This article discusses the difficulties of finding the Return on Investment for hospitals that install Electronic Medical Records Systems. The author does an excellent job of critiquing the common mistakes in justifying the purchase of such systems based upon what he sees as flawed estimates of the ROI. While his points are valid, he misses several very important differences among hospitals in restricting his article to only statistics of costs and saving for “for-profit” hospitals. So his model only works for US hospitals and hospitals where profit is a motive, even though he uses studies from many different hospitals, some in countries where the hospitals are not for profit and do not issue charges to patients.
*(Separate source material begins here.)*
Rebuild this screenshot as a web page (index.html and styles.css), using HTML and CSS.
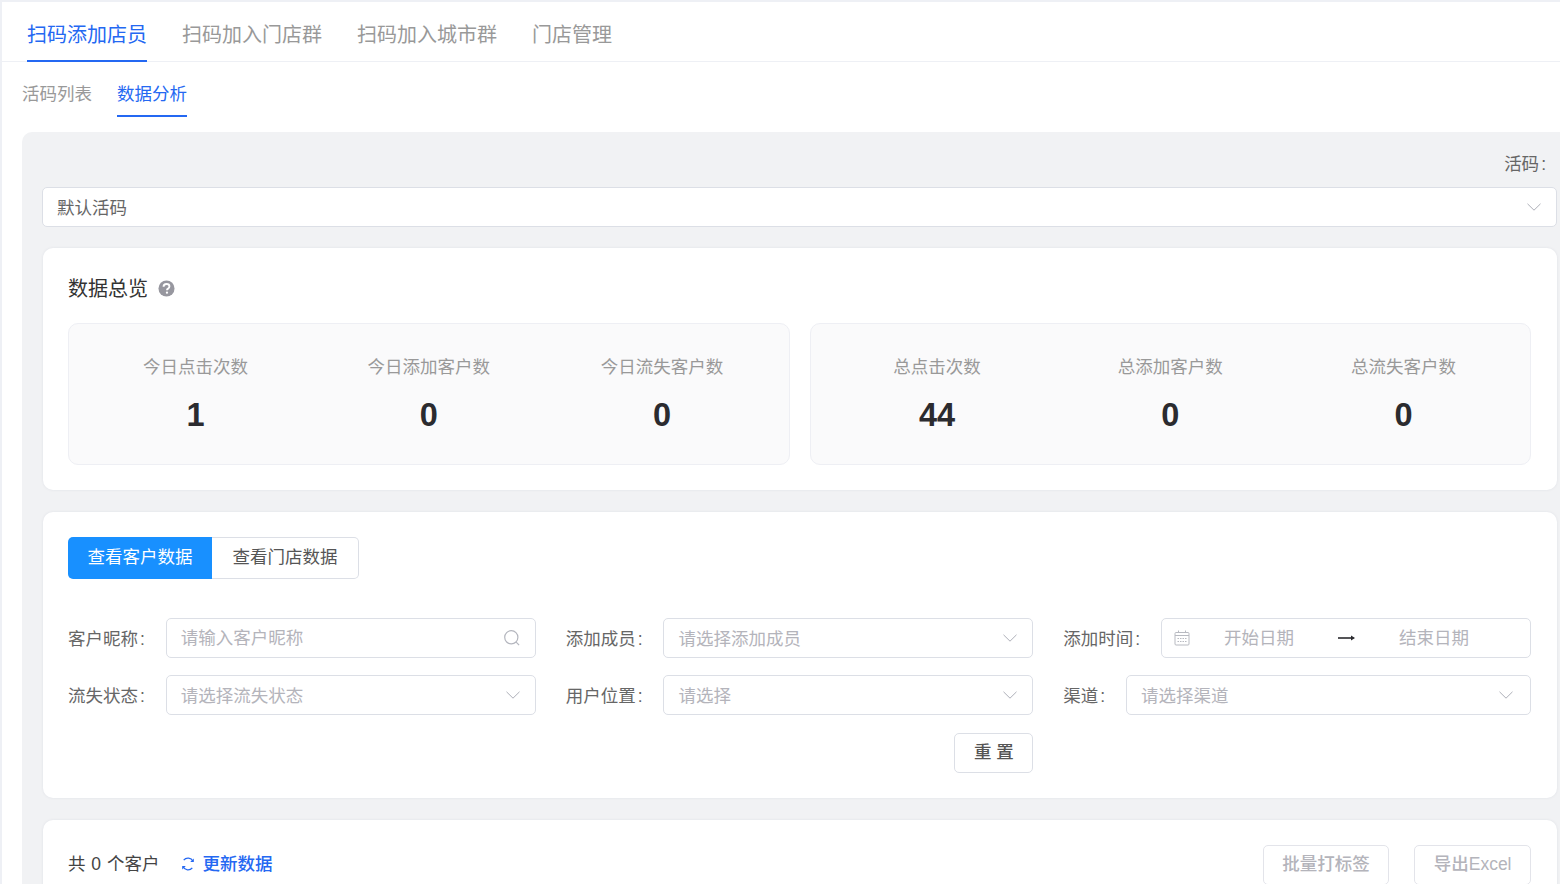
FILE: index.html
```html
<!DOCTYPE html>
<html lang="zh-CN">
<head>
<meta charset="utf-8">
<title>数据分析</title>
<link rel="stylesheet" href="styles.css">
</head>
<body>
<div class="page">
  <nav class="tabs">
    <a class="tab is-active">扫码添加店员</a>
    <a class="tab">扫码加入门店群</a>
    <a class="tab">扫码加入城市群</a>
    <a class="tab">门店管理</a>
  </nav>
  <nav class="subtabs">
    <a class="subtab">活码列表</a>
    <a class="subtab is-active">数据分析</a>
  </nav>
  <main class="panel">
    <div class="code-label">活码<span class="colon">:</span></div>
    <div class="field code-select">
      <span class="value">默认活码</span>
      <svg class="chevron" viewBox="0 0 14 8"><path d="M.5.8 7 7.2 13.5.8"/></svg>
    </div>

    <section class="card overview">
      <h2 class="title"><span class="title-text">数据总览</span>
        <svg class="help" viewBox="0 0 18 18"><circle cx="9" cy="9" r="8.5"/><path d="M5.900 7.100c0-1.800 1.300-2.800 3.100-2.800 1.800 0 3.100 1 3.100 2.500 0 1.100-.6 1.700-1.500 2.300-.8.500-1.100.9-1.100 1.700"/><circle class="dot" cx="9.500" cy="13.400" r="1.200"/></svg>
      </h2>
      <div class="stat-groups">
        <div class="stat-box">
          <div class="stat"><div class="stat-label">今日点击次数</div><div class="stat-value">1</div></div>
          <div class="stat"><div class="stat-label">今日添加客户数</div><div class="stat-value">0</div></div>
          <div class="stat"><div class="stat-label">今日流失客户数</div><div class="stat-value">0</div></div>
        </div>
        <div class="stat-box">
          <div class="stat"><div class="stat-label">总点击次数</div><div class="stat-value">44</div></div>
          <div class="stat"><div class="stat-label">总添加客户数</div><div class="stat-value">0</div></div>
          <div class="stat"><div class="stat-label">总流失客户数</div><div class="stat-value">0</div></div>
        </div>
      </div>
    </section>

    <section class="card filters">
      <div class="switch">
        <button class="switch-btn is-active">查看客户数据</button>
        <button class="switch-btn">查看门店数据</button>
      </div>
      <div class="filter-grid">
        <div class="filter">
          <label class="filter-label">客户昵称<span class="colon">:</span></label>
          <div class="field">
            <span class="placeholder raised">请输入客户昵称</span>
            <svg class="search" viewBox="0 0 16 16"><circle cx="7.300" cy="7.300" r="6.600"/><path d="m12.200 12.200 2.900 2.900"/></svg>
          </div>
        </div>
        <div class="filter">
          <label class="filter-label">添加成员<span class="colon">:</span></label>
          <div class="field">
            <span class="placeholder">请选择添加成员</span>
            <svg class="chevron" viewBox="0 0 14 8"><path d="M.5.8 7 7.2 13.5.8"/></svg>
          </div>
        </div>
        <div class="filter">
          <label class="filter-label">添加时间<span class="colon">:</span></label>
          <div class="field date">
            <svg class="calendar" viewBox="0 0 16 16"><rect x="1" y="2.500" width="14" height="12.500" rx="1"/><path d="M1 5.500h14M4.500 .5v2.500M11.500 .5v2.500"/><path class="ticks" d="M3.500 8.500h9M3.500 11.500h9"/></svg>
            <span class="date-part placeholder raised">开始日期</span>
            <svg class="arrow" viewBox="0 0 17 8"><path d="M0 4h15.500"/><path class="head" d="m13 1.500 4 2.500-4 2.500z"/></svg>
            <span class="date-part placeholder raised">结束日期</span>
          </div>
        </div>
        <div class="filter">
          <label class="filter-label">流失状态<span class="colon">:</span></label>
          <div class="field">
            <span class="placeholder">请选择流失状态</span>
            <svg class="chevron" viewBox="0 0 14 8"><path d="M.5.8 7 7.2 13.5.8"/></svg>
          </div>
        </div>
        <div class="filter">
          <label class="filter-label">用户位置<span class="colon">:</span></label>
          <div class="field">
            <span class="placeholder">请选择</span>
            <svg class="chevron" viewBox="0 0 14 8"><path d="M.5.8 7 7.2 13.5.8"/></svg>
          </div>
        </div>
        <div class="filter">
          <label class="filter-label">渠道<span class="colon">:</span></label>
          <div class="field channel">
            <span class="placeholder">请选择渠道</span>
            <svg class="chevron" viewBox="0 0 14 8"><path d="M.5.8 7 7.2 13.5.8"/></svg>
          </div>
        </div>
        <button class="reset">重 置</button>
      </div>
    </section>

    <section class="card results">
      <div class="results-head">
        <span class="count">共 0 个客户</span>
        <a class="refresh">
          <svg class="refresh-icon" viewBox="0 0 14 14"><path d="M12 4.200A5.600 5.600 0 0 0 2.700 3.200M2 9.800a5.600 5.600 0 0 0 9.300 1"/><path class="head" d="M12.800 1.500v3.600H9.200zM1.200 12.500V8.900h3.600z"/></svg>
          更新数据
        </a>
        <div class="actions">
          <button class="ghost">批量打标签</button>
          <button class="ghost">导出Excel</button>
        </div>
      </div>
    </section>
  </main>
</div>
</body>
</html>
```

FILE: styles.css
```css
* { box-sizing: border-box; }
html, body { margin: 0; height: 884px; overflow: hidden; }
body {
  background: #eef0f5;
  font-family: "Liberation Sans", "Noto Sans CJK SC", sans-serif;
  font-size: 17.5px;
  color: #666;
}
.page {
  margin: 2px 0 0 2px;
  background: #fff;
  height: 882px;
  overflow: hidden;
}
.tabs {
  display: flex;
  gap: 35px;
  padding-left: 25px;
  height: 60px;
  border-bottom: 1px solid #eef0f5;
}
.tab {
  height: 60px;
  line-height: 66px;
  font-size: 20px;
  color: #999;
  white-space: nowrap;
}
.tab.is-active { color: #2468f2; border-bottom: 2px solid #2468f2; }
.subtabs {
  display: flex;
  gap: 25px;
  padding: 0 0 0 20px;
  height: 70px;
}
.subtab {
  height: 55px;
  line-height: 64px;
  color: #999;
  white-space: nowrap;
}
.subtab.is-active { color: #2468f2; border-bottom: 2px solid #2468f2; }
.panel {
  margin-left: 20px;
  padding: 20px 3px 0 20px;
  background: #f1f2f4;
  border-radius: 10px 0 0 0;
  height: 800px;
}
.code-label {
  height: 35px;
  line-height: 25px;
  text-align: right;
  padding-right: 11px;
}
.colon { margin-left: 2px; }
.field {
  flex: 1;
  min-width: 0;
  height: 40px;
  display: flex;
  align-items: center;
  justify-content: space-between;
  padding: 0 14px;
  background: #fff;
  border: 1px solid #dcdfe6;
  border-radius: 5px;
}
.value { color: #666; padding-bottom: 2px; }
.placeholder { color: #b4b4bb; white-space: nowrap; padding-bottom: 2px; }
.placeholder.raised { padding-bottom: 4px; }
.chevron { width: 14px; height: 8px; fill: none; stroke: #adafb8; stroke-width: 1; flex: none; margin-right: 1px; }
.channel .chevron { margin-right: 3px; }
.search { width: 16px; height: 16px; fill: none; stroke: #b4b6be; stroke-width: 1.200; flex: none; margin-right: 1px; }
.card {
  background: #fff;
  border-radius: 10px;
  padding: 25px 26px 25px 25px;
  margin: 22px 0 0 1px;
  box-shadow: 0 0 3px rgba(30, 40, 80, .08);
}
.overview { margin-top: 21px; height: 242px; }
.title {
  margin: 0 0 20px;
  height: 30px;
  display: flex;
  align-items: center;
  gap: 10px;
  font-size: 20px;
  font-weight: 400;
  color: #333;
}
.title-text { padding-bottom: 2px; }
.help { width: 17px; height: 17px; }
.help circle { fill: #97979f; }
.help path { fill: none; stroke: #fff; stroke-width: 2; }
.help .dot { fill: #fff; }
.stat-groups { display: grid; grid-template-columns: 1fr 1fr; gap: 20px; }
.stat-box {
  height: 142px;
  padding: 0 10px;
  display: grid;
  grid-template-columns: repeat(3, 1fr);
  background: #fafafb;
  border: 1px solid #eeeff4;
  border-radius: 10px;
}
.stat { text-align: center; padding-top: 30px; }
.stat-label { height: 26px; line-height: 26px; color: #999; white-space: nowrap; }
.stat-value {
  margin-top: 12px;
  height: 46px;
  line-height: 46px;
  font-size: 32.500px;
  font-weight: 700;
  color: #2b2b2f;
}
.filters { height: 286px; }
.switch { display: flex; height: 42px; width: 291px; }
.switch-btn {
  flex: none;
  width: 147px;
  font: inherit;
  color: #555;
  background: #fff;
  border: 1px solid #dcdfe6;
  border-left: 0;
  border-radius: 0 5px 5px 0;
  padding: 0 0 5px;
}
.switch-btn.is-active {
  width: 144px;
  color: #fff;
  background: #1890ff;
  border: 0;
  border-radius: 5px 0 0 5px;
}
.filter-grid {
  margin-top: 39px;
  display: grid;
  grid-template-columns: repeat(3, 1fr);
  column-gap: 30px;
  row-gap: 17px;
}
.filter { display: flex; align-items: center; }
.filter-label { flex: none; padding: 0 20.900px 2px 0; color: #666; white-space: nowrap; }
.date { justify-content: flex-start; padding: 0 27px 0 12px; }
.calendar { width: 16px; height: 16px; flex: none; fill: none; stroke: #b8bac1; stroke-width: 1; }
.calendar .ticks { stroke-dasharray: 1.500 1; }
.date-part { flex: 1; text-align: center; }
.arrow { width: 17px; height: 8px; flex: none; margin: 0 10px; fill: none; stroke: #2b2b2f; stroke-width: 1.600; }
.arrow .head { fill: #2b2b2f; stroke: none; }
.reset {
  grid-column: 2;
  justify-self: end;
  margin-top: 1px;
  width: 79px;
  height: 40px;
  font: inherit;
  font-weight: 500;
  color: #555;
  background: #fff;
  border: 1px solid #dcdfe6;
  border-radius: 5px;
  padding: 0 0 5px;
}
.results { height: 120px; }
.results-head { display: flex; align-items: flex-start; }
.count { line-height: 38px; color: #444; white-space: nowrap; word-spacing: 1px; }
.refresh {
  display: flex;
  align-items: center;
  gap: 7px;
  margin-left: 22px;
  line-height: 38px;
  color: #2468f2;
  font-weight: 500;
  white-space: nowrap;
}
.refresh-icon { width: 14px; height: 14px; fill: none; stroke: #2468f2; stroke-width: 1.300; }
.refresh-icon .head { fill: #2468f2; stroke: none; }
.actions { margin-left: auto; display: flex; gap: 25px; }
.ghost {
  height: 40px;
  padding: 0 18.500px 6px;
  font: inherit;
  font-weight: 500;
  color: #b4b4bb;
  background: #fff;
  border: 1px solid #e3e4ea;
  border-radius: 5px;
  white-space: nowrap;
}
```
One other major cost he overlooks is the cost of insurance and the cost of potential loss of paper-based records. However, overall, his article contributes value to the field.
At the beginning of the article, the author lists the five main points he covers:
“There are five common pitfalls in using clinical studies to calculate the ROI of electronic medical records (EMRs):
- Imputing value to minutes of time saved when staffing is not reduced
- Imputing or estimating cost savings that can’t be measured
- Ignoring the revenue impact of reduced resource utilization
- Ignoring baseline performance in extrapolating benefits
- Using fixed costs in financial savings analyses.”
The author justifies each of these points well, even pointing out alternatives to these mistakes in order to avoid them. However, these are all based upon the assumption that the hospitals are in business for profit. Point number three, which deals with the lower utilization of billable resources, does not work for not-for-profit hospitals.
The author does not mention the possibility of lower insurance costs for the hospital and its staff, especially as concerns the very costly malpractice insurance for doctors. Just as insurance companies can lower the insurance costs for homes with security systems, because the security system prevents loss, they could be pressured to lower the costs of malpractice insurance if it can be shown that accurate record-keeping lowers the possibility of some kinds of loss in the hospitals.
Recent disasters have shown us the frailty of paper-based records. Many companies and government agencies, including the New Orleans Port Authority, lost important paper-based records in Katrina. These are gone forever. Other companies with digital records had backups on remote servers and on local backup drives. These records survived, and those on remote servers were immediately available within mere minutes of the flooding on New Orleans. The author never mentioned the considerable value of the records themselves, only the value of the time saved by using digital records.
Therefore, I believe this is a valuable article, but it is flawed by not stating that it only applies to “for-profit” hospitals in a system where health care is a profit-making enterprise. It is also limited in its value because it does not include enough scope to be comprehensive in its value.
References
Thompson, Douglas I. and Fleming, Neil S., put year here, Finding the ROI in EMRs.